**WHAT THIS TASK INVOLVES**
Below are the entries; state how many of their lines contain the string "styles", and nothing more.

**DATA ROWS**
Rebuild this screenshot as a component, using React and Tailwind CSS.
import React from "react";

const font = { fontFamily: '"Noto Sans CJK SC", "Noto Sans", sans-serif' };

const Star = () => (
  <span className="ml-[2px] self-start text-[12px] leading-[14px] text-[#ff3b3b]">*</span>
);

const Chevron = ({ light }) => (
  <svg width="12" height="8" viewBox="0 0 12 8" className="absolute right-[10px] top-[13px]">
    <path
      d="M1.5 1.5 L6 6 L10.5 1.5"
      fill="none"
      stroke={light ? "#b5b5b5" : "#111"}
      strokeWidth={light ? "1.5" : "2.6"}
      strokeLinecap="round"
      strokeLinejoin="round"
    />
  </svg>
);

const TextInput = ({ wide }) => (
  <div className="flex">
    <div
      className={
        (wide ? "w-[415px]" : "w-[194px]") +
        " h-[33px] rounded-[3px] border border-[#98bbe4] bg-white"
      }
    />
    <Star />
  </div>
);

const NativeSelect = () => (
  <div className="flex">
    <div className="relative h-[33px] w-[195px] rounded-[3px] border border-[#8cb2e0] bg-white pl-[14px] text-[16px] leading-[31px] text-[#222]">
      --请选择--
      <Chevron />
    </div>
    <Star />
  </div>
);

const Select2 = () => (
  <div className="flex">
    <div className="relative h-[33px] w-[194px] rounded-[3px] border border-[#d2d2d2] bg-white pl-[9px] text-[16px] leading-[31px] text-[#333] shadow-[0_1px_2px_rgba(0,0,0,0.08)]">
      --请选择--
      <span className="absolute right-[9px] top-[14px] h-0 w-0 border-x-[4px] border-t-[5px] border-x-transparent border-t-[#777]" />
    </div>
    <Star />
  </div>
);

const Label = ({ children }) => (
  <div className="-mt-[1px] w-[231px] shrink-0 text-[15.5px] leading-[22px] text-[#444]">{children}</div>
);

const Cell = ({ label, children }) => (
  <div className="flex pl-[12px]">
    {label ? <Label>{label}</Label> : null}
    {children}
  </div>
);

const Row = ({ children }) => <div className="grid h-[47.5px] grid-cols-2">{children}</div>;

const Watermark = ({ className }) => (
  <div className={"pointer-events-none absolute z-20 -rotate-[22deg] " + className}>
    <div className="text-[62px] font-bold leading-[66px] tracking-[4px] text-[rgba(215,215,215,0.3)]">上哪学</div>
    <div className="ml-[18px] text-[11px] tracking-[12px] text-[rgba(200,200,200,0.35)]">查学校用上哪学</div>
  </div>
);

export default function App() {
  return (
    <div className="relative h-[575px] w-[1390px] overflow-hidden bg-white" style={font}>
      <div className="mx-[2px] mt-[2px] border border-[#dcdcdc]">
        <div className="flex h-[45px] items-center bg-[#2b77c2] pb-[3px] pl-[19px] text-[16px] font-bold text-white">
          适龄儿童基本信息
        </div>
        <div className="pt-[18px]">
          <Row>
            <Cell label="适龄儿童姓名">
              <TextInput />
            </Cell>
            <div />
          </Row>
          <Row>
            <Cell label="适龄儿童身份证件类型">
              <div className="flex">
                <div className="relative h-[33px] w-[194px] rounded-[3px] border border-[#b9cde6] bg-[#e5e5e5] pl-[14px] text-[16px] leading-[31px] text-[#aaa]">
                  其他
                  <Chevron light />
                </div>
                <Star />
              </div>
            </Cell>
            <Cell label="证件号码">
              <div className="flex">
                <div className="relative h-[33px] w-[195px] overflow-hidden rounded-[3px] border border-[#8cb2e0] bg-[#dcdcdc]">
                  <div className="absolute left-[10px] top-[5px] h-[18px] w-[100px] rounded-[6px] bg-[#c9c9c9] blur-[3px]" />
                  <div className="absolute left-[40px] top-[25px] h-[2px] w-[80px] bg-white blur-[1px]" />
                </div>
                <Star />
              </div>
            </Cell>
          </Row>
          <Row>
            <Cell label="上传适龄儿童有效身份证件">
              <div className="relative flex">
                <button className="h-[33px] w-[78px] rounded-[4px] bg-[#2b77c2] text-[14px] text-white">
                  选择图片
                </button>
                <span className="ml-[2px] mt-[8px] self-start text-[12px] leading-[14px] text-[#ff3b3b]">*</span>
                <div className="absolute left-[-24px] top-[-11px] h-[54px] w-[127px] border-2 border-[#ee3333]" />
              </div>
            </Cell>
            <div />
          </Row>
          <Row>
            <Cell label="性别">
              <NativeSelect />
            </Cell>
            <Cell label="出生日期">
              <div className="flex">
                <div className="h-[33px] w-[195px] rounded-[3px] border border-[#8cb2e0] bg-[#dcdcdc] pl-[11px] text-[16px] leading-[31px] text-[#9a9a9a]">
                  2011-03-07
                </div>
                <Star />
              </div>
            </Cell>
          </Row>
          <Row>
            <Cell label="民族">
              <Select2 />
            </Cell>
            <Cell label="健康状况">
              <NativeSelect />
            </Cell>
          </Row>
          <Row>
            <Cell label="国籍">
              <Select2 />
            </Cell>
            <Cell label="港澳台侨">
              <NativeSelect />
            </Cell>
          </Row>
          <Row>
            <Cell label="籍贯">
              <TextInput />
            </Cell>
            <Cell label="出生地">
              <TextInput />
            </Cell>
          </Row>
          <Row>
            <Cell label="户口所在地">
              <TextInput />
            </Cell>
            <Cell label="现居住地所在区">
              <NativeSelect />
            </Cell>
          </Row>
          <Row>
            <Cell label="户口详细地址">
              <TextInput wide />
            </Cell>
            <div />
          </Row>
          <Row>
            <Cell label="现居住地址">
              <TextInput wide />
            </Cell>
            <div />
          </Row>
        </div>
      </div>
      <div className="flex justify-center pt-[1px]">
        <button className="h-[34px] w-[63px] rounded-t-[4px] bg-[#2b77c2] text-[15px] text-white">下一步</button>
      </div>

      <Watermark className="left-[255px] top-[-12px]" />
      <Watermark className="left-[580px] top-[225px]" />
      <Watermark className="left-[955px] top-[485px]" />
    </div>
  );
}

--

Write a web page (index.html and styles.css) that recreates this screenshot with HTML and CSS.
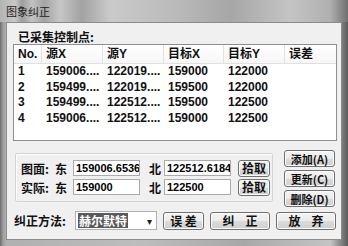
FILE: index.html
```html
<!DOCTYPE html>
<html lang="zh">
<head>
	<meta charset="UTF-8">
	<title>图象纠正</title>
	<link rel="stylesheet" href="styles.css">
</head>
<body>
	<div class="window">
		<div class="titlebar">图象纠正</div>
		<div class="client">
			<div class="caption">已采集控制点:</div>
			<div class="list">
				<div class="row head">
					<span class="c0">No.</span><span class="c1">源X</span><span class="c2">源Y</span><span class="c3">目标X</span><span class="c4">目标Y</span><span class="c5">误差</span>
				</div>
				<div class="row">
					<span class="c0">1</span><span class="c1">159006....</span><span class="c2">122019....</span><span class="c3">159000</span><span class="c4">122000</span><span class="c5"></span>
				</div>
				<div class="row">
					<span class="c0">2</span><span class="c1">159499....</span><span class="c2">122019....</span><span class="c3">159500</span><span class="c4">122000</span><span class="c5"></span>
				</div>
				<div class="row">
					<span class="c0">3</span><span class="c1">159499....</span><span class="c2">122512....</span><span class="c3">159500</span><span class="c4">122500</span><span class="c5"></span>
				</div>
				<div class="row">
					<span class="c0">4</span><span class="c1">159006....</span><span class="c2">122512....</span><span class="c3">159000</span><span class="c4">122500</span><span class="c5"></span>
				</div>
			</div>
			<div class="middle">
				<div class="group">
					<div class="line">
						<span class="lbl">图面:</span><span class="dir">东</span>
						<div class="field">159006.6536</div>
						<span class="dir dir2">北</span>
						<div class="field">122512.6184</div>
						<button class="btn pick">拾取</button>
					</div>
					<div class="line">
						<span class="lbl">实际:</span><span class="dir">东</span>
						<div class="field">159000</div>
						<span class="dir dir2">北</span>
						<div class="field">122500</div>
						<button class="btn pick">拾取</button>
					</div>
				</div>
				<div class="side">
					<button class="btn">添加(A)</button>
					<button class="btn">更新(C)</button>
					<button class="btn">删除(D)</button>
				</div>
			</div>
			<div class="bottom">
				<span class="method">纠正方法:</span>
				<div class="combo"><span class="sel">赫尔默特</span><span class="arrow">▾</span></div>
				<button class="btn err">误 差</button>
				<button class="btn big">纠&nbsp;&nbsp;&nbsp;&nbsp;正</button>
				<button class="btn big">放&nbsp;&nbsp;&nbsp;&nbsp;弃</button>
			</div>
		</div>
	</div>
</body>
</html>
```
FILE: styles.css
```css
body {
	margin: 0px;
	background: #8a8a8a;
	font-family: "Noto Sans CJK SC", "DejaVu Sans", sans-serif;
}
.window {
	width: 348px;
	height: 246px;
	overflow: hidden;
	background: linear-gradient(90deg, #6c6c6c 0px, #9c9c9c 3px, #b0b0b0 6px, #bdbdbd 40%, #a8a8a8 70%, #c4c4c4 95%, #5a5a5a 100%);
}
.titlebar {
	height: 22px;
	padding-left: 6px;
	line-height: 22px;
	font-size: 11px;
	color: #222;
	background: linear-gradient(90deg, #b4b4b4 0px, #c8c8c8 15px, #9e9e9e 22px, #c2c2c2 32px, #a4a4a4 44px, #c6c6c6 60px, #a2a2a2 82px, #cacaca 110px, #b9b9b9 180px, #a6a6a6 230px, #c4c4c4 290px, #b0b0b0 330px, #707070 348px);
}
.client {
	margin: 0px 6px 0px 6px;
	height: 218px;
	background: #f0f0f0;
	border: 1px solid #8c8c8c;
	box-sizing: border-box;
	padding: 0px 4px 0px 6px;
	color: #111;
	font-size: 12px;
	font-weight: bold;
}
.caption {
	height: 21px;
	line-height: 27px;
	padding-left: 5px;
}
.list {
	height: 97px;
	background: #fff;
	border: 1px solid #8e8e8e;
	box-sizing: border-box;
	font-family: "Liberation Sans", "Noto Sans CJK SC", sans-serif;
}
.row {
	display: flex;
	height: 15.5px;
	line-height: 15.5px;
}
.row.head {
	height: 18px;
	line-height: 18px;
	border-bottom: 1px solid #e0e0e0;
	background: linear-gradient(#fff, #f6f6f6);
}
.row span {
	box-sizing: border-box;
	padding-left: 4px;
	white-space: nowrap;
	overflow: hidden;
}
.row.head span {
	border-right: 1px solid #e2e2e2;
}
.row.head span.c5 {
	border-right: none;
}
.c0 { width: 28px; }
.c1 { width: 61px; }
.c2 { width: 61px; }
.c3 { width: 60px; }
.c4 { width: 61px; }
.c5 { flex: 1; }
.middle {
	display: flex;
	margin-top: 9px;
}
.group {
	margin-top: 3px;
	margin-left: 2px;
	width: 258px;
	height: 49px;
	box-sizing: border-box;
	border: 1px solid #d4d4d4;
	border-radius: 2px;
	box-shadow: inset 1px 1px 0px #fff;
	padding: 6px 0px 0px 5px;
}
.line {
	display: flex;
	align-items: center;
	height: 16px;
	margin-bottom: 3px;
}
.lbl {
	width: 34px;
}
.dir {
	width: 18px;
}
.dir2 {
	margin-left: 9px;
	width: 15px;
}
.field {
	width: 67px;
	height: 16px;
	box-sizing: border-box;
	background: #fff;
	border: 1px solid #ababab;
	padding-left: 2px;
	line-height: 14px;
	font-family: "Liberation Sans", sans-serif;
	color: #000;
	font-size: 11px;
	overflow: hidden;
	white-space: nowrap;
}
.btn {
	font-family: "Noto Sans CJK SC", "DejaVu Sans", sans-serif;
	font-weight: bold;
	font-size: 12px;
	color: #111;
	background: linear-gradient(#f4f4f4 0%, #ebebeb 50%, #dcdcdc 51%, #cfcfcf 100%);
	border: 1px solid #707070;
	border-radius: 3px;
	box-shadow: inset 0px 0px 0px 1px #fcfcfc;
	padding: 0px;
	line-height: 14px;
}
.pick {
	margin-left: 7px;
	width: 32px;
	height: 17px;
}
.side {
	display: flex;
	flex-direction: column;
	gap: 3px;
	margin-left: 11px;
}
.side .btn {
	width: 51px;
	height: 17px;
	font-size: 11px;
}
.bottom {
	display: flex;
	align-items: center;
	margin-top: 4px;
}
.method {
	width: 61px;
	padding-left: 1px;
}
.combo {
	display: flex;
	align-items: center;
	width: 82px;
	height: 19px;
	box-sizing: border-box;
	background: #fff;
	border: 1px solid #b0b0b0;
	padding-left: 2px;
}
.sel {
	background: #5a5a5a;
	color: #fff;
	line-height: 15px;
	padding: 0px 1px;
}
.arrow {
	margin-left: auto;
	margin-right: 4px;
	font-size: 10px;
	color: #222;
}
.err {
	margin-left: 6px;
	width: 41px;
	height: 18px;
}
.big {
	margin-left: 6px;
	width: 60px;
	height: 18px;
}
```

---

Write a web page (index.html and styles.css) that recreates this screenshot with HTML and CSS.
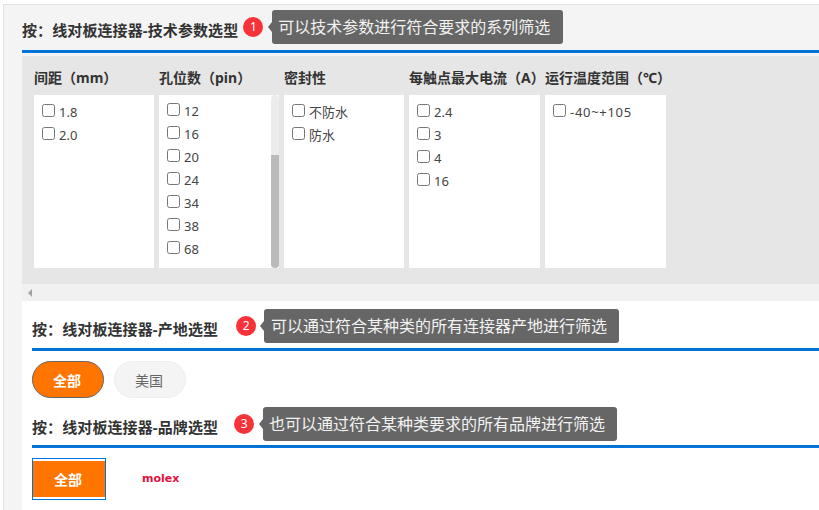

**ANSWER TO THE PROBLEM**
4